A wiec odnosnie spania, to ja jestem juz 2 noce w plecy, ale o dziwo dobrze sie trzymam. Poniewaz w sobote spedzilismy dzien na zielonej trawce i w biegu za Mackiem, to wczoraj pozwolilismy sobie na słodkie lenistwo w domu przez pół dnia

Wczoraj do obiadu latalam w koszuli nocnej i czulam sie jak zombie, do tego jeszcze ucisk na miednice, bolesne kopanie po pecherzu, wiec odpuscilam zajecia domowe.
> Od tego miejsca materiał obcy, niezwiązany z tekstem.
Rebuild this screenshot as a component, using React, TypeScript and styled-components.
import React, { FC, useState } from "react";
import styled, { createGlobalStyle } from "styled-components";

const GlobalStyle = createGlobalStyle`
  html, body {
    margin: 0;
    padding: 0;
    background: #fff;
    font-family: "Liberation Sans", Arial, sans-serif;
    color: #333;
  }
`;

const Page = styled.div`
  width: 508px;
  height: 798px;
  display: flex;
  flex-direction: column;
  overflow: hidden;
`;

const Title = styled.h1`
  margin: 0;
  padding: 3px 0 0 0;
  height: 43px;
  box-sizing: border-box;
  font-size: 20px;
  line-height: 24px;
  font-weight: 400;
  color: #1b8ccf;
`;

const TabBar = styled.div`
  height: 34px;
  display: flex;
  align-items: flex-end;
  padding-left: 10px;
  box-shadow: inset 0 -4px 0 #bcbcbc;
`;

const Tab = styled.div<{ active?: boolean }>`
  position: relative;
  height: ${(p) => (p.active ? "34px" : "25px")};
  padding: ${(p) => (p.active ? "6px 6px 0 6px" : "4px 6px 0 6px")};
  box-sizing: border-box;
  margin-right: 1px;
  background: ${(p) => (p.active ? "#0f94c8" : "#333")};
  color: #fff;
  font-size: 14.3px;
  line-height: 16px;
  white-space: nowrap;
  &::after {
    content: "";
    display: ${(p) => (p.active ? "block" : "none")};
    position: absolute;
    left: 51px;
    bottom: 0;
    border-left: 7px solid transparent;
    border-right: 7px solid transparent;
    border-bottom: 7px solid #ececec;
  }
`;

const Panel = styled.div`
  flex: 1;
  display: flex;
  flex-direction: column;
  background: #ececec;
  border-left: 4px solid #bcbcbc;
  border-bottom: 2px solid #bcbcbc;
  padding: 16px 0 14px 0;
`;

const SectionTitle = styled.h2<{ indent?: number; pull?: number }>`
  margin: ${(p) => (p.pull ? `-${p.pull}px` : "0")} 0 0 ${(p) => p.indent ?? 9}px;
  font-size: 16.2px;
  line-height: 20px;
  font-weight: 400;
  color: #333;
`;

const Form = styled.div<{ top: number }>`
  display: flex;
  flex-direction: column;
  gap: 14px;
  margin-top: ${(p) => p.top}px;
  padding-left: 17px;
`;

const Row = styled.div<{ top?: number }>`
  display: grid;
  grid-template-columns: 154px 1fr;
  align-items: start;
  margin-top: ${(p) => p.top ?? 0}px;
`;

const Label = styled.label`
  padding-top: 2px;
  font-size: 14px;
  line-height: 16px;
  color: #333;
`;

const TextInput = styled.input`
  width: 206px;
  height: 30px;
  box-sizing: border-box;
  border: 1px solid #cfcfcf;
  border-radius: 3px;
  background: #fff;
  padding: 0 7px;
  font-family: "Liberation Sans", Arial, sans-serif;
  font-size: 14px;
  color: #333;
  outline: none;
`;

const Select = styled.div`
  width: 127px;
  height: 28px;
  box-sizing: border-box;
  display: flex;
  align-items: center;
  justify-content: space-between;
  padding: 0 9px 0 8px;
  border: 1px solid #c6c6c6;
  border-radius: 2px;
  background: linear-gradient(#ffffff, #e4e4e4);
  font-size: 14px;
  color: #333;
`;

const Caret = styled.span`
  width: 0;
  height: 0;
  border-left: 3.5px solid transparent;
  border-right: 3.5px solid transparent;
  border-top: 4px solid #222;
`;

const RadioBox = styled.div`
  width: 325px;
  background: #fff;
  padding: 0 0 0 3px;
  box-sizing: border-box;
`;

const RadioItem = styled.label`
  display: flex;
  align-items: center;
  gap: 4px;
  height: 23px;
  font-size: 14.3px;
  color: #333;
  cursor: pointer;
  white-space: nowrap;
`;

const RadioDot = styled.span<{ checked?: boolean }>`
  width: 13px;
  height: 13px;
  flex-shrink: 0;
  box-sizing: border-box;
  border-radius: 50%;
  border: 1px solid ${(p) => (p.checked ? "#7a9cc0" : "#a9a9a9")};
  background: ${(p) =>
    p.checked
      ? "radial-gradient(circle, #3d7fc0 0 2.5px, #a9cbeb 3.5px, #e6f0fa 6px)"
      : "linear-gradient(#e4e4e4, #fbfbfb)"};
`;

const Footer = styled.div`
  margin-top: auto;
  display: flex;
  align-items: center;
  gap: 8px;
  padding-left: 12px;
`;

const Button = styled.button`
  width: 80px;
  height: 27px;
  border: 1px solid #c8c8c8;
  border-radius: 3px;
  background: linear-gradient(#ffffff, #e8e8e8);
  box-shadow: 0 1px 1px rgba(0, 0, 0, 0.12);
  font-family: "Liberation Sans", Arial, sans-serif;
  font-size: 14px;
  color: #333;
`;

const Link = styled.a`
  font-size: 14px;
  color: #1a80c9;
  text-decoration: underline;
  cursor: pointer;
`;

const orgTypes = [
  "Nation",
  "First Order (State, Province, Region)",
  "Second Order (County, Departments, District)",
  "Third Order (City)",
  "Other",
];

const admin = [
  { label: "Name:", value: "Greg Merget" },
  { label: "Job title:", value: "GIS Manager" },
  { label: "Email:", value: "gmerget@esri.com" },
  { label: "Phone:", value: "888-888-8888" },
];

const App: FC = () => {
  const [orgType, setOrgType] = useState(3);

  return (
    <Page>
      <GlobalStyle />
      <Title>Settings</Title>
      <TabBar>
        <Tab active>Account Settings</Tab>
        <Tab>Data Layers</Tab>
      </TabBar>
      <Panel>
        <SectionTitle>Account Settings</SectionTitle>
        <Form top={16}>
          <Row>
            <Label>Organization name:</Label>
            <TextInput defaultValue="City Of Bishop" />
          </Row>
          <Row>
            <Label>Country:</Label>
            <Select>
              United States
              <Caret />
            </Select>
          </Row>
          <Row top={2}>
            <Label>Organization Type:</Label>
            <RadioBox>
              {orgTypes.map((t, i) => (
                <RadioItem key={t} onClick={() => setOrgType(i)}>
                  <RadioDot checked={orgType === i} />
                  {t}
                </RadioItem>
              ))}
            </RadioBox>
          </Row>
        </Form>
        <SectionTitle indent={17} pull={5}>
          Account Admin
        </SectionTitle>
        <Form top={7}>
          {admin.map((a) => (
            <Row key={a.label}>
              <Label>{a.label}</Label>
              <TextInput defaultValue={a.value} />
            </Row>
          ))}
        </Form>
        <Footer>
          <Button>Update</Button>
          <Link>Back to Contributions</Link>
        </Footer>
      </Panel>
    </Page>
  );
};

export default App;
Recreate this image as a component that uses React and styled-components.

Lezalam i lezalam az do 16 -ech, zeby tak czesciej!
No i tak.... w nocy wstaje co godzine bo zle mi sie spi, a jeszcze Maciek zle spi ostatnie noce. Budzil sie marudzac i poplakujac. Mowil ze ma "coś" w buzi i zeby mu wymyc jezyczek, to pomyslalam najpierw ze jakas pleśniawka czy krostka. Ale dzis sie okazalo ze chodzi o bolace ząbki - no i klops

Czeka nas dentysta a mialam nadzieje ze uda mi sie jak najdluzej to odwlec.
Jakis czas temu ukruszyl mu sie zabek (przednia jedynka) i "mądrzy" lekarze odradzali naprawianie tego, bo to ponoc silne przezycie dla maluszka. Ponoc mialo mu sie to samo wyszlifowac od jedzenia twardych rzeczy, no ale.... Efekt taki ze sie rozkruszyla wieksza dziurka. Ech i komu wierzyc w dzisiejszych czasach, jak nawet dentysci nie wiedza co robic...
No nic starczy marudzenia

U mnie kontakty z mama sie poprawily i w sumie zaczynam juz tesknic za nia (choc wyprowadzi sie dopiero w sobote). Wiem ze jeszcze nieraz do nas wpadnie po rzeczy i w odwiedziny, no ale troszke smutek chwyta, bo przeciez cale zycie mieszkalysmy razem w tym domu. I jeszcze Maciek sie przezwyczail... Uwielbia szalec z babcia i maja takie swoje zabawy w ktore nie bawi sie z rodzicami. Oj bedzie mu tego na pewno brakowac.
Tak sobie mysle ze przez te zmiany i drugiego maluszka co sie urodzi to wejdziemy w taka rutyne rodzinna - codzien to samo. I chyba juz nikt nie bedzie mial mozliwosci nas z tego wyrwac przez dlugi czas.